*COLLECTED MATERIAL*

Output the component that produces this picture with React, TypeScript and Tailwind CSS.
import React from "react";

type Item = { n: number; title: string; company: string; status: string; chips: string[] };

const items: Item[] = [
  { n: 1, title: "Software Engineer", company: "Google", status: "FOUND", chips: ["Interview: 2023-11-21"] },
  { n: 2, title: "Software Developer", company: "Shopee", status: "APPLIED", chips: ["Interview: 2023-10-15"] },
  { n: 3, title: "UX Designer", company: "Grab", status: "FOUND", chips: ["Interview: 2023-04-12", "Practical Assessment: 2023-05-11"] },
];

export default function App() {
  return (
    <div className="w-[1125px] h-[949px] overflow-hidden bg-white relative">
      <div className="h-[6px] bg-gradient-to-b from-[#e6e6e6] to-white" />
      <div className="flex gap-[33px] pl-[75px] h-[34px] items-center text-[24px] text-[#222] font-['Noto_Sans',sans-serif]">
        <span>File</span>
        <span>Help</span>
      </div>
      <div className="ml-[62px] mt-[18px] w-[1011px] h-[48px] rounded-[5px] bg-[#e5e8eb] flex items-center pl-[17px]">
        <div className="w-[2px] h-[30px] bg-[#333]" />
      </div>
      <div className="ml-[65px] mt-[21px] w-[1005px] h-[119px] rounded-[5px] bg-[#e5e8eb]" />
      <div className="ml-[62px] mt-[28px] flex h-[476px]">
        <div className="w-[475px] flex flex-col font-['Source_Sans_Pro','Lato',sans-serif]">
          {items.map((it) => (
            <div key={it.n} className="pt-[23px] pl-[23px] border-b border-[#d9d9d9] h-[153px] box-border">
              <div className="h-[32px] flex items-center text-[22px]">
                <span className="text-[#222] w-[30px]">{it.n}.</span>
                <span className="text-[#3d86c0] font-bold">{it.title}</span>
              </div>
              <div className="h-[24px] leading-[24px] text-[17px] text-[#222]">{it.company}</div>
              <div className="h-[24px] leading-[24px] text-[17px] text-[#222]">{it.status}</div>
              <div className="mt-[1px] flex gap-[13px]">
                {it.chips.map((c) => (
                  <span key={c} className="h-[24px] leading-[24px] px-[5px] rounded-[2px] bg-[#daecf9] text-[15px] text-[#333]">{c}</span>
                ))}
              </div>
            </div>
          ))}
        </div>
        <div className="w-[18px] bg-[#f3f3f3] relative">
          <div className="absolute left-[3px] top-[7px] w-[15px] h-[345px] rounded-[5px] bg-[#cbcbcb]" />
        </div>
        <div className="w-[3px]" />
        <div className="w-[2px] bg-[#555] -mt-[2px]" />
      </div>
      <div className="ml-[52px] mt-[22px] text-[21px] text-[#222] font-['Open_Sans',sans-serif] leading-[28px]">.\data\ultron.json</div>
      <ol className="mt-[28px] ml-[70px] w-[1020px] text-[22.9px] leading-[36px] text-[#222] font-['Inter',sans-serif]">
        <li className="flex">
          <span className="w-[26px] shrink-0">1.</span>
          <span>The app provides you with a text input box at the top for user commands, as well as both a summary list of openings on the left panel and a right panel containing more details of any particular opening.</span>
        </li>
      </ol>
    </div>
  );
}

*EXERCISE BRIEF*
Every line of the material must be returned exactly as it appears.

*ANSWER TO THE PROBLEM*
Output the component that produces this picture with React, TypeScript and Tailwind CSS.
import React from "react";

type Item = { n: number; title: string; company: string; status: string; chips: string[] };

const items: Item[] = [
  { n: 1, title: "Software Engineer", company: "Google", status: "FOUND", chips: ["Interview: 2023-11-21"] },
  { n: 2, title: "Software Developer", company: "Shopee", status: "APPLIED", chips: ["Interview: 2023-10-15"] },
  { n: 3, title: "UX Designer", company: "Grab", status: "FOUND", chips: ["Interview: 2023-04-12", "Practical Assessment: 2023-05-11"] },
];

export default function App() {
  return (
    <div className="w-[1125px] h-[949px] overflow-hidden bg-white relative">
      <div className="h-[6px] bg-gradient-to-b from-[#e6e6e6] to-white" />
      <div className="flex gap-[33px] pl-[75px] h-[34px] items-center text-[24px] text-[#222] font-['Noto_Sans',sans-serif]">
        <span>File</span>
        <span>Help</span>
      </div>
      <div className="ml-[62px] mt-[18px] w-[1011px] h-[48px] rounded-[5px] bg-[#e5e8eb] flex items-center pl-[17px]">
        <div className="w-[2px] h-[30px] bg-[#333]" />
      </div>
      <div className="ml-[65px] mt-[21px] w-[1005px] h-[119px] rounded-[5px] bg-[#e5e8eb]" />
      <div className="ml-[62px] mt-[28px] flex h-[476px]">
        <div className="w-[475px] flex flex-col font-['Source_Sans_Pro','Lato',sans-serif]">
          {items.map((it) => (
            <div key={it.n} className="pt-[23px] pl-[23px] border-b border-[#d9d9d9] h-[153px] box-border">
              <div className="h-[32px] flex items-center text-[22px]">
                <span className="text-[#222] w-[30px]">{it.n}.</span>
                <span className="text-[#3d86c0] font-bold">{it.title}</span>
              </div>
              <div className="h-[24px] leading-[24px] text-[17px] text-[#222]">{it.company}</div>
              <div className="h-[24px] leading-[24px] text-[17px] text-[#222]">{it.status}</div>
              <div className="mt-[1px] flex gap-[13px]">
                {it.chips.map((c) => (
                  <span key={c} className="h-[24px] leading-[24px] px-[5px] rounded-[2px] bg-[#daecf9] text-[15px] text-[#333]">{c}</span>
                ))}
              </div>
            </div>
          ))}
        </div>
        <div className="w-[18px] bg-[#f3f3f3] relative">
          <div className="absolute left-[3px] top-[7px] w-[15px] h-[345px] rounded-[5px] bg-[#cbcbcb]" />
        </div>
        <div className="w-[3px]" />
        <div className="w-[2px] bg-[#555] -mt-[2px]" />
      </div>
      <div className="ml-[52px] mt-[22px] text-[21px] text-[#222] font-['Open_Sans',sans-serif] leading-[28px]">.\data\ultron.json</div>
      <ol className="mt-[28px] ml-[70px] w-[1020px] text-[22.9px] leading-[36px] text-[#222] font-['Inter',sans-serif]">
        <li className="flex">
          <span className="w-[26px] shrink-0">1.</span>
          <span>The app provides you with a text input box at the top for user commands, as well as both a summary list of openings on the left panel and a right panel containing more details of any particular opening.</span>
        </li>
      </ol>
    </div>
  );
}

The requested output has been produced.